Yeah.  Like with Iron Man recently.  People are outraged.  People are sending death threats to [Brian Michael] Bendis, which is sad.  But at the same time we’re getting things from moms who say, "My daughter was in tears when she read this because now she has a superhero that she loves from the movies that she can actually aspire to."  So we get the wide spectrum of everything and the results will be when the sales come out.

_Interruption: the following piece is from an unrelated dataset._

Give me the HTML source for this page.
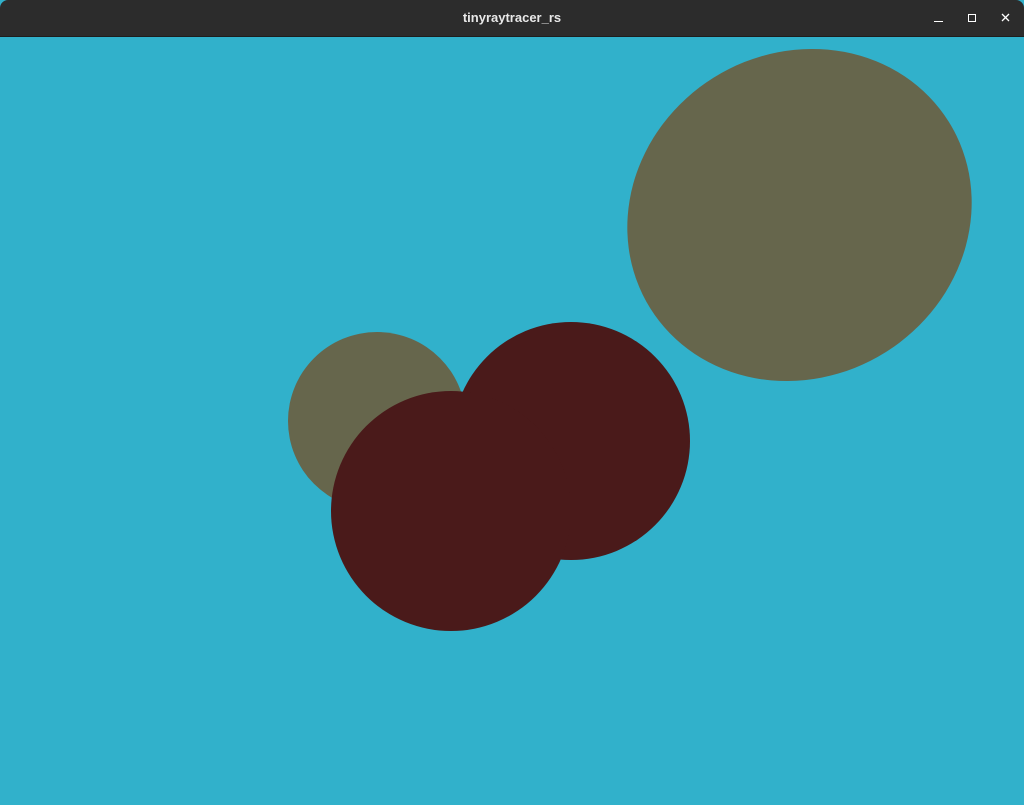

What do you think about the kids category and market? It seems to be a bigger part of the market now.  How does Marvel try to reach that target?
Kids are still hard.  When we talk Scholastic, I think of eight and up, but when I think about "kids" I think five- to eight-year-olds.  We have Disney Publishing who does a lot with our movie and animated characters.  And they do 8x8s and they have kids programs, and all of those books that are in the mass market and bookstores, and worldwide with the characters.  We leave that up to them.  We make sure that we have comic product to match up with the animation slate that we have.  And then we put out other books that I think toe the line between what’s a kids book and what’s an adult book.  Some of the Disney Kingdoms books have been right between kid and adult and they’ve brought in a lot of both. Ms. Marvel is certainly hitting the teen audience and the adult audience. Squirrel Girl is doing the same.  That’s another book that Scholastic took in large amounts.  And maybe it’s a lot of the female-centric titles that are getting to the kids.  They read more…

So we’re always trying. It’s still a struggle. We’re trying to put out good quality stuff that they can enjoy and it’s just hard to reach them.

We put out a treasury edition of Spidey stories.  It’d be great to hear that kids got that and loved it, but I bet it’s people my age that love that format again.